**DATASET EXTRACT**
▼▼▼
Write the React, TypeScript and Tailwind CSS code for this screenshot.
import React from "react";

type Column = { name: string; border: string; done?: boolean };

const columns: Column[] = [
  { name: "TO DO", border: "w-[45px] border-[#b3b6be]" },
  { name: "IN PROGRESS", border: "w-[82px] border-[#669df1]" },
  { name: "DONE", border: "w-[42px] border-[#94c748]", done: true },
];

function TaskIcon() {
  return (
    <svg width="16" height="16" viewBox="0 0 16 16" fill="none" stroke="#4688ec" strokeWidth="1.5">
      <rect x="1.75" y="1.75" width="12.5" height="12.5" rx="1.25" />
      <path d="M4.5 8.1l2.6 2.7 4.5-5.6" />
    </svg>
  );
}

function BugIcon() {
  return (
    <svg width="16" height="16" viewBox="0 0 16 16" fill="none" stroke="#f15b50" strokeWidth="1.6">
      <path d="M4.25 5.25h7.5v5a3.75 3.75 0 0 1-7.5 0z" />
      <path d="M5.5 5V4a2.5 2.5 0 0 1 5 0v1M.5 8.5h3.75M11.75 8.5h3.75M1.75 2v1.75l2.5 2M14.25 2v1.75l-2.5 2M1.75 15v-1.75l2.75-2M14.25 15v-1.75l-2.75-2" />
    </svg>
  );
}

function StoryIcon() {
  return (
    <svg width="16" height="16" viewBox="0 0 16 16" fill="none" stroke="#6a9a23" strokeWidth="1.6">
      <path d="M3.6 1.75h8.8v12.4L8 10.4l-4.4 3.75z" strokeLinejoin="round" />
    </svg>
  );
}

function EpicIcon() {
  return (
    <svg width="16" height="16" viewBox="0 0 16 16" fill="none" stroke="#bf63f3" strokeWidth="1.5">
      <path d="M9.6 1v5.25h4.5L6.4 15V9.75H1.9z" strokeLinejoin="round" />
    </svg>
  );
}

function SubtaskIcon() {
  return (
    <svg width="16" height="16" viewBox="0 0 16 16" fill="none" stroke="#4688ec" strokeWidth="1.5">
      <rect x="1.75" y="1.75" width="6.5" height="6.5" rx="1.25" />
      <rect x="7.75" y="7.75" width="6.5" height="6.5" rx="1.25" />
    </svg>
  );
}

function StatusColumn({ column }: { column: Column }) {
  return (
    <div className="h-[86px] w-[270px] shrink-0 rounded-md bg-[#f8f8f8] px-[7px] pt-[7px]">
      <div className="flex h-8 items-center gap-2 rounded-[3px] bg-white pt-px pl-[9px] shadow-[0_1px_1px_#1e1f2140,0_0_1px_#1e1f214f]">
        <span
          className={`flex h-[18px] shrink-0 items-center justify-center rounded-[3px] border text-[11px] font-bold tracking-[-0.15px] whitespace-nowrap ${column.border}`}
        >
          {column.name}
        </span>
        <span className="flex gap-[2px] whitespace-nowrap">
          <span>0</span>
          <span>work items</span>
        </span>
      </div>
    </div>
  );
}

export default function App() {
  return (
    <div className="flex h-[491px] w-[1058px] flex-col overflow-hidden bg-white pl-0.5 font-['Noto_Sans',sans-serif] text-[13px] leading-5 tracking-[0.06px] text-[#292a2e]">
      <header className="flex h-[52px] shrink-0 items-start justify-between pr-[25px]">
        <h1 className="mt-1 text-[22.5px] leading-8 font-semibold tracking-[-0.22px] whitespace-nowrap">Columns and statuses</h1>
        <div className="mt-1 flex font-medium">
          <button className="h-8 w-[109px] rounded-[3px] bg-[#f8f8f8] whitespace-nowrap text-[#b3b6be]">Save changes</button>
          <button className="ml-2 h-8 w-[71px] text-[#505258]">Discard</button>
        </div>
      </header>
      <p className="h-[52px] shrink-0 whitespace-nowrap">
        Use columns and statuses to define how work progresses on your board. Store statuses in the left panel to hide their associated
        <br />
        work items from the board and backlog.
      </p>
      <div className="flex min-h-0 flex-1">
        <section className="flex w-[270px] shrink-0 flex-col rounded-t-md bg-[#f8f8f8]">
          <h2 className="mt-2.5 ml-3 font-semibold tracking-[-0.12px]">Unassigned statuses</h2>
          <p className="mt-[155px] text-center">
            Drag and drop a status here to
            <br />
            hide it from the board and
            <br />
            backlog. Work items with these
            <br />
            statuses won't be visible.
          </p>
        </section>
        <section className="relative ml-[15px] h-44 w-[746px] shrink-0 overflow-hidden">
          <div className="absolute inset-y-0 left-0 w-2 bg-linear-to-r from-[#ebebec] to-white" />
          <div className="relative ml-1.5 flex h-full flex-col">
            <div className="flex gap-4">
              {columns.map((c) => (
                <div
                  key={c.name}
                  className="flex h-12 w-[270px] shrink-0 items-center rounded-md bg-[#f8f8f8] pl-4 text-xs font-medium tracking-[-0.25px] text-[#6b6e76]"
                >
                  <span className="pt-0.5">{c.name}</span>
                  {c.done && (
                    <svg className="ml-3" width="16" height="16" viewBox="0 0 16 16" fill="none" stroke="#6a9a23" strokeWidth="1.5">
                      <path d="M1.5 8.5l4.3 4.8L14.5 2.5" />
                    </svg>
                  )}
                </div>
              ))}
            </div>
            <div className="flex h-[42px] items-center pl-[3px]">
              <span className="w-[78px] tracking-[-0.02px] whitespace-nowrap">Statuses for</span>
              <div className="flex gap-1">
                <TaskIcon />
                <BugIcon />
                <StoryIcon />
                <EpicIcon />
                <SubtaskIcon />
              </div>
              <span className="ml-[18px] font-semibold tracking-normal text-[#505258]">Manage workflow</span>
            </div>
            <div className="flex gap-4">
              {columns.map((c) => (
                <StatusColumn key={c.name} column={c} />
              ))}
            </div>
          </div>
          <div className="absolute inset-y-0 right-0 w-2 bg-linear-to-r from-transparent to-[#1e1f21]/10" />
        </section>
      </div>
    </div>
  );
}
▲▲▲
**WHAT IS REQUIRED**
Your output must be the lines of the material above, from the first through the line that contains "string; border: string;", copied exactly. Include both endpoints and nothing else.

**RESULT OF THE EXERCISE**
Write the React, TypeScript and Tailwind CSS code for this screenshot.
import React from "react";

type Column = { name: string; border: string; done?: boolean };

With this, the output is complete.